In the past year, he has sought to ease tempers in both capitals and find common ground during an extraordinarily tense period in U.S.-Pakistani relations that included the bin Laden raid, the jailing of a CIA contractor, and U.S. accusations that Pakistan backed a militant attack on the U.S. Embassy in Kabul.
He is close to Zardari but estranged from Pakistan’s military.
Tensions between Pakistan’s civilian government and military have bedeviled the nuclear-armed South Asian country for almost its entire existence, with the military ruling the country for more than half of its 64-year history after a series of coups.
Haqqani’s resignation was seen by many analysts as further weakening the civilian government, which is already beset by allegations of corruption and incompetence.
“They (the military) may expect much more from the government, much more beyond the resignation of Husain Haqqani, because they see that everybody perceived to be involved in this affair will be seen as anti-military and by implication anti-state,” said Imtiaz Gul, a security analyst in Islamabad.
IMPACT ON U.S.-PAKISTAN TIES?
Haqqani’s successor might include a diplomat with a less complicated relationship with the military, perhaps Pakistani Foreign Secretary Salman Bashir or Pakistan’s envoy to the United Nations, Hussain Haroon.
“Whether Pakistan’s people or its military will be represented in DC will become evident when Husain Haqqani’s replacement is announced,” Ali Dayan Hasan, representative for Human Rights Watch in Pakistan, said on Twitter.

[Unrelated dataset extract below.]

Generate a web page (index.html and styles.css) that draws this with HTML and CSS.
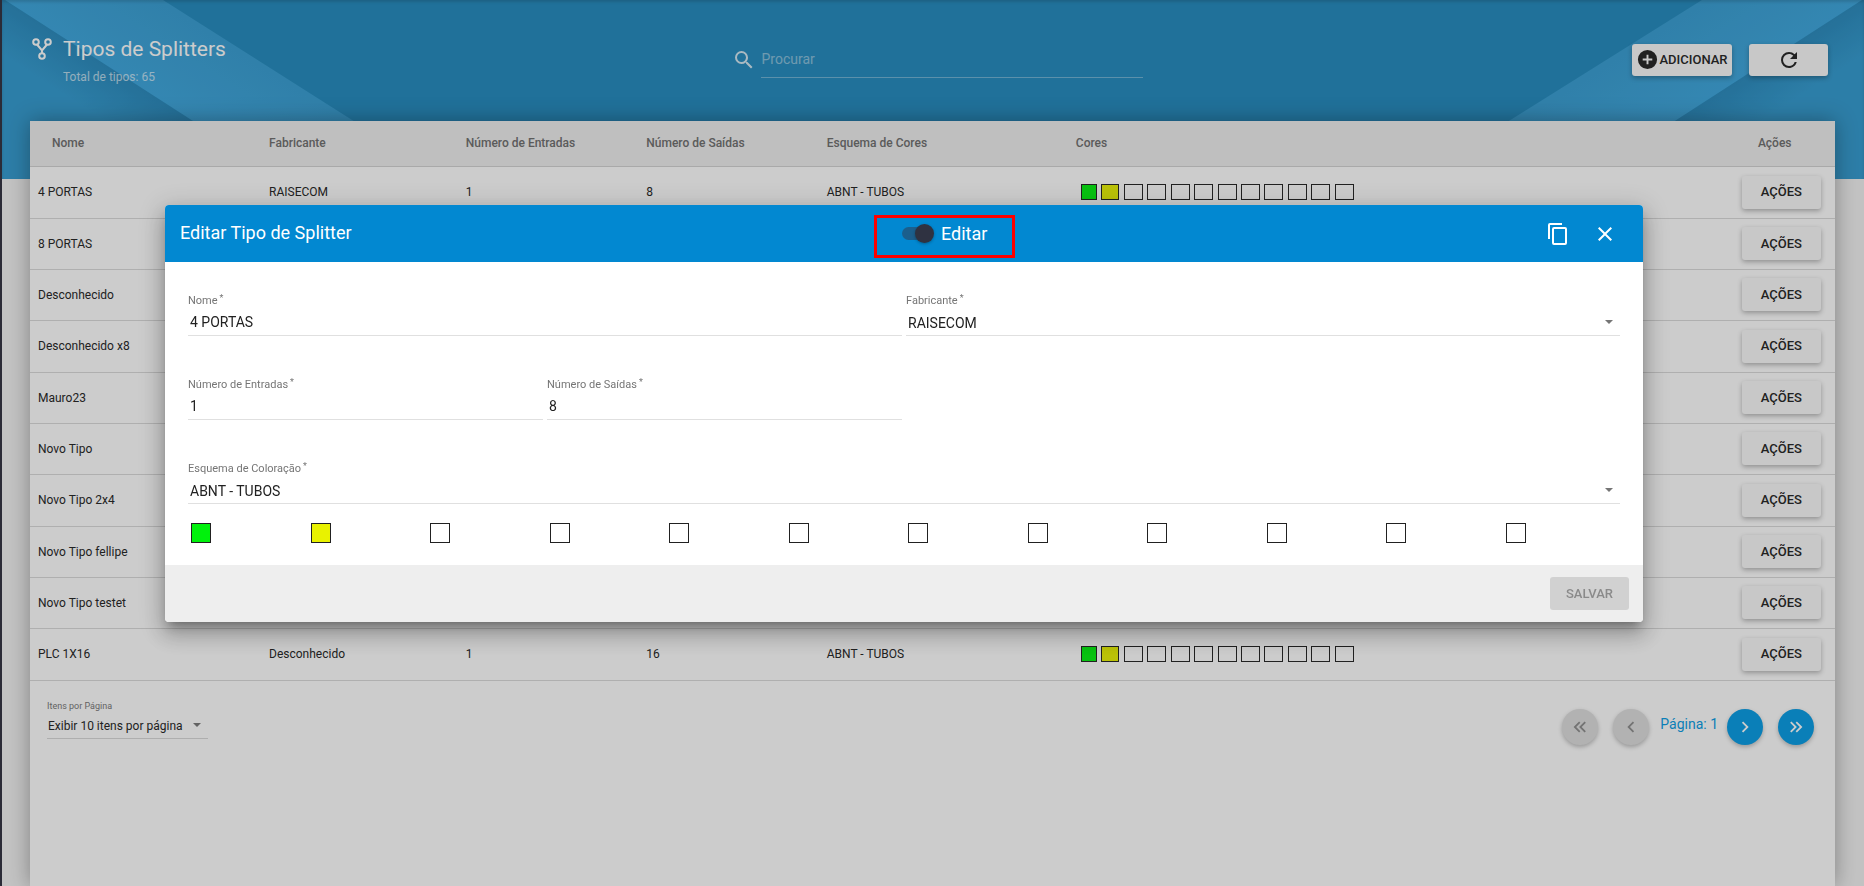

Vali Nasr, a former senior State Department official who worked on Pakistan, said the crux of the affair was not Haqqani’s role but whether Zardari would come to be seen as having directed the memo, which would imply the president had gone outside Pakistan to request urgent assistance against his own military.
“At what point would the issue escalate to Haqqani was acting on Zardari’s behest? That would really create massive tension between the military and Zardari.”
Nasr said the issue would be unlikely to have a major impact on the strained U.S.-Pakistan relationship unless it seriously weakened or toppled the civilian government.
As U.S. officials focus on thorny diplomatic and security issues with Pakistan, Haqqani’s departure did not immediately make many visible ripples in Washington. The State Department said it had not been notified of Haqqani’s departure and the Pentagon declined comment.
Democratic Senator John Kerry, who has been heavily involved in U.S.-Pakistani relations, said he was sorry to learn of Haqqani’s resignation.
Kerry said he respected the Pakistani government’s decision but that Haqqani would be missed “as we continue to work through the ups and downs of our relationship.”
Ijaz said initially he believed Haqqani was acting under the authority of Zardari, but said later he was not sure how involved Zardari was in the affair.
Mark Siegel, a lobbyist who represents the Pakistani government in Washington, said Zardari called him when the Financial Times story appeared, asking his law firm to initiate libel proceedings against the newspaper and Ijaz.
Siegel advised Zardari against filing a case because he judged it difficult for a public figure to win a libel case in a U.S. court.
“He was irate and said the memo was a total fabrication,” Siegel said. Siegel, who has known Zardari for 25 years, said he was absolutely certain that Zardari had known nothing about the memo.